As novas ocupações, dispersas e sem local fixo de trabalho, multiplicam-se. As várias formas de contratação e de vínculos laborais rompem com o assalariamento clássico enquanto as jornadas de trabalho parcial fragmentam a inserção laboral e pressionam sua extensão. A terceirização e outras formas de compor a estrutura produtiva, por sua vez, isolam os trabalhadores e os afastam dos sindicatos presentes na estrutura das grandes empresas. A informalidade e as ocupações precárias e vulneráveis, sem proteção sindical, se multiplicam e ocupam os espaços no centro da estrutura capitalista de produção. Aplicativos, plataformas, uberização, home office e conectividades múltiplas ocupam o novo mundo do trabalho que expande a fragmentação, a precarização e a vulnerabilidade.

Há um claro processo regressivo na quantidade e qualidade dos empregos com proteção sindical, laboral, social e previdenciária. O sindicalismo enfrenta a adversidade de olhar as transformações em curso e de prospectá-las, muitas vezes olhando pelo retrovisor a história de um passado de conquistas sendo destruídas, oportunidades de novos direitos perdidas e que agora cobram o preço da sua ausência.

Nesse novo mundo do trabalho em irrupção declina a eficiência e a eficácia da atual organização sindical, gravemente fragmentada no Brasil. Desafiados a inventar novas formas organizativas, dirigentes afastados do local de trabalho, sem conhecer e dominar o chão da empresa e a nova dinâmica das relações sociais de produção, têm dificuldade para dizer onde começar.
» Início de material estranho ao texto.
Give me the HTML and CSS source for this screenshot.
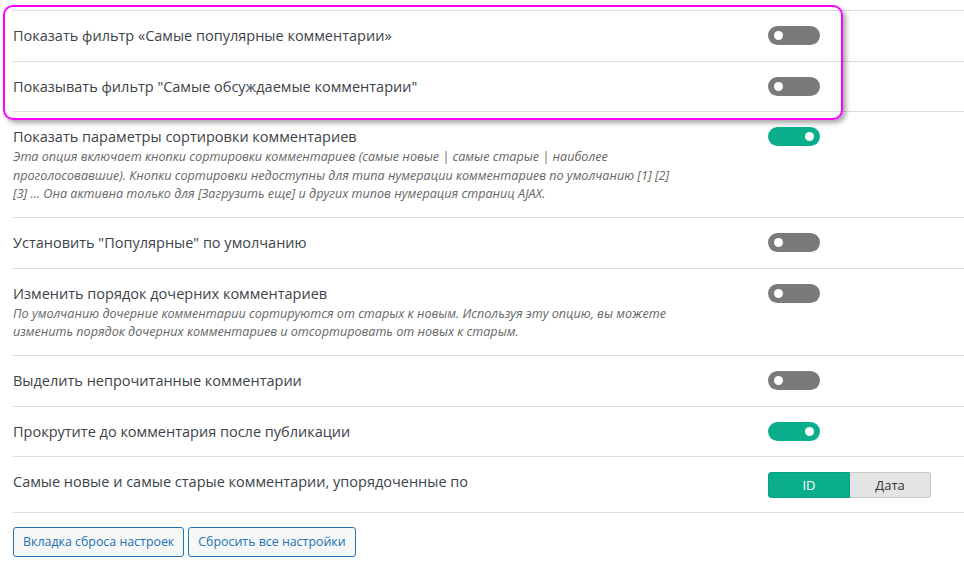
FILE: index.html
```html
<!DOCTYPE html>
<html lang="ru">
<head>
  <meta charset="UTF-8" />
  <title>Настройки комментариев</title>
  <link rel="stylesheet" href="styles.css">
</head>
<body>

  <div class="settings">
    <div class="highlight"></div>

    <div class="row">
      <div class="label">
        <div class="title">Показать фильтр «Самые популярные комментарии»</div>
      </div>
      <div class="control"><span class="toggle"></span></div>
    </div>

    <div class="row">
      <div class="label">
        <div class="title">Показывать фильтр "Самые обсуждаемые комментарии"</div>
      </div>
      <div class="control"><span class="toggle"></span></div>
    </div>

    <div class="row">
      <div class="label">
        <div class="title">Показать параметры сортировки комментариев</div>
        <div class="desc">Эта опция включает кнопки сортировки комментариев (самые новые | самые старые | наиболее проголосовавшие). Кнопки сортировки недоступны для типа нумерации комментариев по умолчанию [1] [2] [3] ... Она активна только для [Загрузить еще] и других типов нумерация страниц AJAX.</div>
      </div>
      <div class="control"><span class="toggle on"></span></div>
    </div>

    <div class="row">
      <div class="label">
        <div class="title">Установить "Популярные" по умолчанию</div>
      </div>
      <div class="control"><span class="toggle"></span></div>
    </div>

    <div class="row">
      <div class="label">
        <div class="title">Изменить порядок дочерних комментариев</div>
        <div class="desc">По умолчанию дочерние комментарии сортируются от старых к новым. Используя эту опцию, вы можете изменить порядок дочерних комментариев и отсортировать от новых к старым.</div>
      </div>
      <div class="control"><span class="toggle"></span></div>
    </div>

    <div class="row">
      <div class="label">
        <div class="title">Выделить непрочитанные комментарии</div>
      </div>
      <div class="control"><span class="toggle"></span></div>
    </div>

    <div class="row">
      <div class="label">
        <div class="title">Прокрутите до комментария после публикации</div>
      </div>
      <div class="control"><span class="toggle on"></span></div>
    </div>

    <div class="row">
      <div class="label">
        <div class="title">Самые новые и самые старые комментарии, упорядоченные по</div>
      </div>
      <div class="control">
        <div class="switcher">
          <span class="opt active">ID</span>
          <span class="opt">Дата</span>
        </div>
      </div>
    </div>

    <div class="actions">
      <button class="btn">Вкладка сброса настроек</button>
      <button class="btn">Сбросить все настройки</button>
    </div>
  </div>

</body>
</html>
```

FILE: styles.css
```css
body {
  margin: 0;
  background: #fff;
  color: #3c434a;
  font-family: "Open Sans", "Liberation Sans", sans-serif;
}
.settings {
  position: relative;
  padding: 10px 0 0 13px;
}
.highlight {
  position: absolute;
  left: 3px;
  top: 5px;
  width: 836px;
  height: 111px;
  border: 2px solid #f0f;
  border-radius: 10px;
  box-shadow: 3px 3px 5px rgba(0, 0, 0, 0.35);
  pointer-events: none;
}
.row {
  display: grid;
  grid-template-columns: 755px auto;
  padding: 14px 0 13.5px;
  border-top: 1px solid #dcdcde;
}
.title {
  font-size: 14.5px;
  line-height: 22px;
  color: #3c434a;
}
.desc {
  max-width: 667px;
  font-size: 12.6px;
  font-style: italic;
  line-height: 18.5px;
  color: #666;
}
.control {
  padding-top: 1px;
}
.toggle {
  display: block;
  position: relative;
  width: 52px;
  height: 19px;
  border-radius: 10px;
  background: #7a7a7a;
}
.toggle::after {
  content: "";
  position: absolute;
  left: 6px;
  top: 5px;
  width: 9px;
  height: 9px;
  border-radius: 50%;
  background: #fff;
}
.toggle.on {
  background: #0bae8c;
}
.toggle.on::after {
  left: auto;
  right: 6px;
}
.switcher {
  display: flex;
  width: 163px;
  height: 26px;
}
.opt {
  flex: 1;
  display: flex;
  align-items: center;
  justify-content: center;
  font-size: 13px;
  background: #e4e4e4;
  border: 1px solid #c8c8c8;
  border-left: none;
  border-radius: 0 3px 3px 0;
  color: #333;
}
.opt.active {
  background: #0bae8c;
  border: 1px solid #0aa283;
  border-radius: 3px 0 0 3px;
  color: #fff;
}
.actions {
  display: flex;
  gap: 4px;
  padding-top: 14px;
  border-top: 1px solid #dcdcde;
}
.btn {
  height: 30px;
  padding: 0 9px;
  font-family: "Open Sans", "Liberation Sans", sans-serif;
  font-size: 12.4px;
  color: #2271b1;
  background: #f6f7f7;
  border: 1px solid #2271b1;
  border-radius: 3px;
  cursor: pointer;
}
```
Na história do sindicalismo o movimento e a organização dos trabalhadores ganharam caráter perene ao se institucionalizar como estrutura sindical com atribuições legais de representação coletiva e compondo um sistema de relações de trabalho e do direito laboral.

Nessa institucionalidade, tantas vezes ultrapassadas pelas lutas que a obrigaram mudar e avançar, ocorreu o processo de ampliação da própria proteção sindical oriunda dos acordos celebrados. Os direitos trabalhistas se colocaram como patamar protetivo, a partir do qual os sindicatos avançaram nas negociações coletivas e proporcionaram a proteção social oriunda das políticas públicas previdenciária e de seguridade social, da universalização do acesso à educação, saúde, transporte, moradia que se constituem os patamares básicos de igualdade de condições.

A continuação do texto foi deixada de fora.